US suffers deadliest day of COVID-19 pandemic with 3656 deaths

The United States has suffered its deadliest day of the coronavirus pandemic to date, with a record 3656 deaths and 276,403 new cases on Wednesday.

December 16 marked only the fourth day that the US recorded more than 3000 deaths attributed to COVID-19 in one day, according to Johns Hopkins University data.

As of Thursday the total number of cumulative cases in the US has passed 17 million and the death toll stands at 310,095.

“I want to be clear – our hospitals are under siege and there is no end in sight,” Los Angeles County director of health services Dr Christina Ghaly said on Wednesday, Deadline reported.

“Unless we remain more vigilant and more diligent through the holidays and beyond, we will not be able to stop the surge.”

Los Angeles County is America’s worst affected county with 8568 total deaths.
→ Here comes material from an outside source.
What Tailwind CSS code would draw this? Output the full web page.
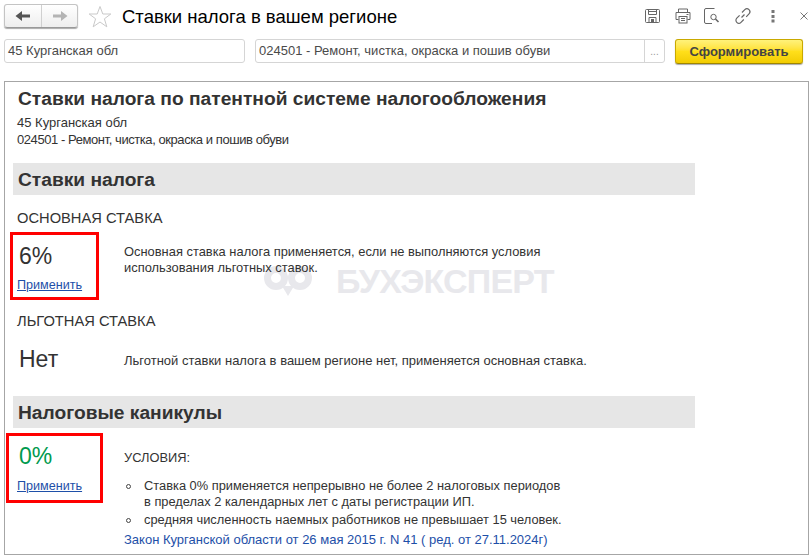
<!DOCTYPE html>
<html lang="ru">
<head>
<meta charset="utf-8">
<title>Ставки налога в вашем регионе</title>
<script src="https://cdn.jsdelivr.net/npm/@tailwindcss/browser@4"></script>
</head>
<body class="w-[811px] h-[560px] overflow-hidden bg-white font-['Liberation_Sans',Arial,sans-serif] text-[#333]">
  <!-- toolbar -->
  <header class="h-[36px] flex items-center pl-[4px] pr-[3px]">
    <div class="flex w-[74px] h-[24px] mt-[-4px] rounded-[3px] border border-[#c4c4c4] border-b-[#999] bg-gradient-to-b from-white to-[#eeeeee] shadow-[0_1px_1px_#aaa]">
      <button class="w-[37px] flex items-center justify-center border-r border-[#d0d0d0]">
        <svg width="16" height="12" viewBox="0 0 16 12"><path d="M0.5 6 L7 1 V4.5 H15 V7.5 H7 V11 Z" fill="#555"/></svg>
      </button>
      <button class="flex-1 flex items-center justify-center">
        <svg width="16" height="12" viewBox="0 0 16 12"><path d="M15.5 6 L9 1 V4.5 H1 V7.5 H9 V11 Z" fill="#b4b4b4"/></svg>
      </button>
    </div>
    <svg class="ml-[10px] mt-[-2px]" width="24" height="24" viewBox="0 0 24 24"><path d="M12 1.5 L14.8 9 H22.8 L16.4 13.8 L18.8 21.8 L12 17 L5.2 21.8 L7.6 13.8 L1.2 9 H9.2 Z" fill="#fff" stroke="#c9c9c9" stroke-width="1"/></svg>
    <h1 class="ml-[10px] text-[18.5px] text-black leading-none mt-[-2px]">Ставки налога в вашем регионе</h1>
    <div class="ml-auto flex items-center mt-[-4px] text-[#666]">
      <svg width="16" height="16" viewBox="0 0 16 16" fill="none" stroke="#666"><rect x="0.5" y="1.5" width="14" height="13" rx="1"/><path d="M3.5 1.5 V6.5 H11.5 V1.5 M4 3.5 H11 M4 9.5 V14.5 H11 V9.5 Z"/><rect x="6" y="11" width="3" height="3" fill="#666" stroke="none"/></svg>
      <svg class="ml-[14px]" width="16" height="16" viewBox="0 0 16 16" fill="none" stroke="#666"><path d="M3.5 4.5 V1 H12.5 V4.5 M3.5 11.5 H1 V4.5 H15 V11.5 H12.5"/><rect x="4" y="8.5" width="8" height="6.5"/><path d="M6 10.5 H10 M6 12.5 H10 M11.5 6.5 H13.5"/></svg>
      <svg class="ml-[13px]" width="16" height="16" viewBox="0 0 16 16" fill="none" stroke="#666"><path d="M10.5 0.5 H2 Q0.5 .5 0.5 2 V14 Q0.5 15.5 2 15.5 H8"/><circle cx="9.5" cy="9" r="2.7"/><path d="M11.5 11 L14.5 14" stroke-width="1.6"/></svg>
      <svg class="ml-[15px]" width="16" height="16" viewBox="0 0 16 16" fill="none" stroke="#666" stroke-width="1.2"><path d="M6.5 9.5 L9.5 6.5 M7 4.5 L9.8 1.7 a2.6 2.6 0 0 1 4.2 4.2 L11.2 8.8 M8.8 11.5 L6 14.3 a2.6 2.6 0 0 1 -4.2 -4.2 L4.6 7.3"/></svg>
      <svg class="ml-[20px]" width="4" height="14" viewBox="0 0 4 14" fill="#777"><rect x="0.5" y="1" width="3" height="3"/><rect x="0.5" y="6" width="3" height="3"/><rect x="0.5" y="10.5" width="3" height="3"/></svg>
      <svg class="ml-[25px]" width="8" height="8" viewBox="0 0 8 8" stroke="#777" stroke-width="1"><path d="M0.5 0.5 L7.5 7.5 M7.5 0.5 L0.5 7.5"/></svg>
    </div>
  </header>

  <!-- filter row -->
  <div class="h-[24px] mt-[3px] flex pl-[4px] text-[13px] text-[#4a4a4a]">
    <div class="w-[241px] flex items-center px-[3px] rounded-[3px] border border-[#d5d5d5]">45 Курганская обл</div>
    <div class="ml-[10px] w-[410px] flex rounded-[3px] border border-[#d5d5d5]">
      <div class="flex-1 flex items-center px-[3px]">024501 - Ремонт, чистка, окраска и пошив обуви</div>
      <div class="w-[20px] border-l border-[#d5d5d5] flex items-center justify-center text-[10px] text-[#999]">...</div>
    </div>
    <button class="ml-[10px] w-[128px] h-[25px] rounded-[3px] border border-[#c9a900] border-b-[#a08600] bg-gradient-to-b from-[#fff27a] via-[#ffdf1a] to-[#f2cc00] shadow-[0_1px_1px_#aaa] text-[13px] font-bold text-[#444]">Сформировать</button>
  </div>

  <!-- report -->
  <main class="relative mt-[18px] ml-[4px] mr-[2px] h-[474px] border border-[#a6a6a6] pl-[8px]">
    <h2 class="ml-[5px] pt-[6px] text-[19.2px] leading-[22px] font-bold">Ставки налога по патентной системе налогообложения</h2>
    <div class="mt-[4px] text-[13px] leading-[17px]">
      <p class="ml-[4px]">45 Курганская обл</p>
      <p class="ml-[4px] tracking-[-0.43px]">024501 - Ремонт, чистка, окраска и пошив обуви</p>
    </div>

    <h3 class="mt-[15px] w-[682px] h-[32px] flex items-center px-[5px] pt-[2px] bg-[#e6e6e6] text-[19.2px] font-bold">Ставки налога</h3>
    <p class="mt-[13px] ml-[4px] text-[14.7px] leading-[20px]">ОСНОВНАЯ СТАВКА</p>
    <div class="flex mt-[9px] h-[58px]">
      <div class="w-[111px] pl-[4px]">
        <div class="ml-[2px] mt-[5px] text-[23px] leading-[28px]">6%</div>
        <a href="#" class="block mt-[7px] text-[12.6px] leading-[16px] text-[#1e4fa8] underline">Применить</a>
      </div>
      <p class="mt-[7px] w-[460px] text-[12.9px] leading-[16px]">Основная ставка налога применяется, если не выполняются условия использования льготных ставок.</p>
    </div>
    <p class="mt-[16px] ml-[4px] text-[14.7px] leading-[20px]">ЛЬГОТНАЯ СТАВКА</p>
    <div class="flex mt-[14px] h-[34px]">
      <div class="w-[111px] pl-[6px] text-[23px] leading-[28px]">Нет</div>
      <p class="mt-[8px] text-[13px] leading-[16px]">Льготной ставки налога в вашем регионе нет, применяется основная ставка.</p>
    </div>

    <h3 class="mt-[17px] w-[682px] h-[32px] flex items-center px-[5px] pt-[2px] bg-[#e6e6e6] text-[19.2px] font-bold">Налоговые каникулы</h3>
    <div class="flex mt-[11px]">
      <div class="w-[111px] pl-[4px]">
        <div class="ml-[2px] mt-[3px] text-[23px] leading-[28px] text-[#009a4e]">0%</div>
        <a href="#" class="block mt-[8px] text-[12.6px] leading-[16px] text-[#1e4fa8] underline">Применить</a>
      </div>
      <div class="text-[12.85px] leading-[16px]">
        <p class="mt-[11px]">УСЛОВИЯ:</p>
        <ul class="mt-[12px]">
          <li class="flex"><span class="w-[20px] shrink-0 pl-[2px] pt-[6px]"><span class="block w-[5px] h-[5px] rounded-full border border-[#444]"></span></span><span class="w-[450px]">Ставка 0% применяется непрерывно не более 2 налоговых периодов<br>в пределах 2 календарных лет с даты регистрации ИП.</span></li>
          <li class="flex mt-[2px]"><span class="w-[20px] shrink-0 pl-[2px] pt-[6px]"><span class="block w-[5px] h-[5px] rounded-full border border-[#444]"></span></span><span>средняя численность наемных работников не превышает 15 человек.</span></li>
        </ul>
        <a href="#" class="block mt-[4px] text-[13px] text-[#1e4fa8]">Закон Курганской области от 26 мая 2015 г. N 41 ( ред. от 27.11.2024г)</a>
      </div>
    </div>

    <!-- watermark -->
    <div class="absolute left-[258px] top-[182px] flex items-center pointer-events-none -z-10">
      <svg width="50" height="30" viewBox="0 0 50 30" fill="none" stroke="#e8e8ec" stroke-width="7"><circle cx="13" cy="12" r="8.5"/><circle cx="37" cy="12" r="8.5"/><path d="M25 30 L19 20 H31 Z" fill="#e8e8ec" stroke="none"/></svg>
      <span class="ml-[23px] text-[34px] leading-none font-bold tracking-[-0.8px] text-[#e8e8ec]">БУХЭКСПЕРТ</span>
    </div>

    <!-- red highlight frames -->
    <div class="absolute left-[5px] top-[150px] w-[89px] h-[68px] border-[3px] border-[#ff0000]"></div>
    <div class="absolute left-[1px] top-[351px] w-[97px] h-[70px] border-[3px] border-[#ff0000]"></div>
  </main>
</body>
</html>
Its numbers on Wednesday reflected the national trend, with a record number of deaths and new confirmed cases.

Dr Gahaly said one in every 80 residents of the county were now infected, with nearly 5000 people hospitalised and hospitals seeing 600 new patients per day.

“(That number) could be between 700 and 1350 by the end of December,” she said.

“The number of patients that need ICU care in the county could exceed the current 2500 ICU beds by 1000 or more. We are off the grid in terms of our previous projections.”

Data from the COVID-19 Tracking Project as of Wednesday showed hospitalisations across the US had reached a record 113,090, including 21,936 patients in intensive care and 7778 on ventilators, The Hill reported.

Wednesday also marked the 44th consecutive day of more than 100,000 new cases – a milestone first reached the day after the election. Daily new cases reached 200,000 for the first time the day after Thanksgiving.

Health experts have blamed the recent spike in new cases on holiday gatherings.

Millions of Americans ignored recommendations from the Centers for Disease Control and Prevention to avoid travelling or gathering with people outside their immediate household.

Even with the rollout of the Pfizer vaccine beginning this week, health experts have say the uptick is a warning for the Christmas holidays.

Dr Anthony Fauci, the country’s top infectious diseases expert, told The Washington Post this week he would not be seeing his three adult daughters for Christmas, and urged others to do the same.

“I’m going to be with my wife – period,” the 79-year-old said.

“The Christmas holiday is a special holiday for us because Christmas Eve is my birthday. And Christmas Day is Christmas Day. And they are not going to come home. That’s painful. We don’t like that. But that’s just one of the things you’re going to have to accept as we go through this unprecedented challenging time.”

The first 2.9 million doses of the Pfizer vaccine began distribution this week, days after it was granted emergency use authority by the Food and Drug Administration.

On Thursday, the FDA’s vaccine advisory panel voted in favour of a second vaccine from Moderna for broad distribution, paving the way for final emergency-use sign-off.

Health Secretary Alex Azar said on a conference call on Wednesday that 5.9 million doses of the Moderna vaccine, in addition to another two million doses of the Pfizer vaccine, could begin to roll out next week.

Heavy snow and ice on the eastern seaboard could potentially complicate the distribution operation.

Operation Warp Speed chief operating officer, US Army General Gustave Perna, said delivery companies FedEx and UPS had developed contingency plans for bad weather.

“We are on track with all the deliveries we said we were doing,” he told reporters at a briefing.

President-elect Joe Biden is expected to receive the vaccine early next week, according to his transition team – and he plans to get the shot in public, as health experts and political leaders seek to reassure Americans.

“I don’t want to get ahead of the line, but I want to make sure we demonstrate to the American people that it is safe to take,” the 78-year-old told reporters on Wednesday.

“When I do it, I’ll do it publicly, so you can all witness my getting it done.”

President Donald Trump earlier this week tweeted that he was “not scheduled to take the vaccine, but look forward to doing so at the appropriate time”.

White House Press Secretary Kayleigh McEnany said on Tuesday that the 74-year-old – who recovered from the virus after being hospitalised in October – would get the vaccine when his medical team determined it was best.

“The vaccine and the vaccine rollout are getting the best of reviews,” Mr Trump tweeted on Thursday. “Moving along really well. Get those ‘shots’ everyone!”